1911 Encyclopædia Britannica/Hamley, Sir Edward Bruce

From Wikisource
Jump to navigation Jump to search

HAMLEY, SIR EDWARD BRUCE (1824–1893), British general and military writer, youngest son of Vice-Admiral William Hamley, was born on the 27th of April 1824 at Bodmin, Cornwall, and entered the Royal Artillery in 1843. He was promoted captain in 1850, and in 1851 went to Gibraltar, where he commenced his literary career by contributing articles to magazines. He served throughout the Crimean campaign as aide-de-camp to Sir Richard Dacres, commanding the artillery, taking part in all the operations with distinction, and becoming successively major and lieutenant-colonel by brevet.

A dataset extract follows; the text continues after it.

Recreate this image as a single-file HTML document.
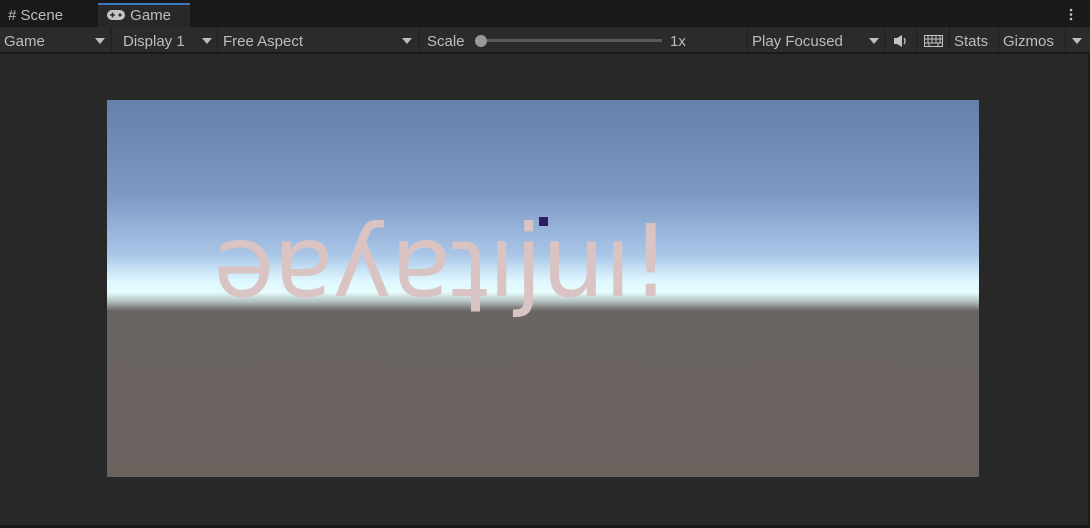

He also received the C.B. and French and Turkish orders. During the war he contributed to Blackwood’s Magazine an admirable account of the progress of the campaign, which was afterwards republished. The combination in Hamley of literary and military ability secured for him in 1859 the professorship of military history at the new Staff College at Sandhurst, from which in 1866 he went to the council of military education, returning in 1870 to the Staff College as commandant. From 1879 to 1881 he was British commissioner successively for the delimitation of the frontiers of Turkey and Bulgaria, Turkey in Asia and Russia, and Turkey and Greece, and was rewarded with the K.C.M.G. Promoted colonel in 1863, he became a lieutenant-general in 1882, when he commanded the 2nd division of the expedition to Egypt under Lord Wolseley, and led his troops in the battle of Tell-el-Kebir, for which he received the K.C.B., the thanks of parliament, and 2nd class of Osmanieh. Hamley considered that his services in Egypt had been insufficiently recognized in Lord Wolseley’s despatches, and expressed his indignation freely, but he had no sufficient ground for supposing that there was any intention to belittle his services. From 1885 until his death on the 12th of August 1893 he represented Birkenhead in parliament in the Conservative interest.

Hamley was a clever and versatile writer. His principal work, The Operations of War, published in 1867, became a text-book of military instruction. He published some pamphlets on national defence, was a frequent contributor to magazines, and the author of several novels, of which perhaps the best known is Lady Lee’s Widowhood.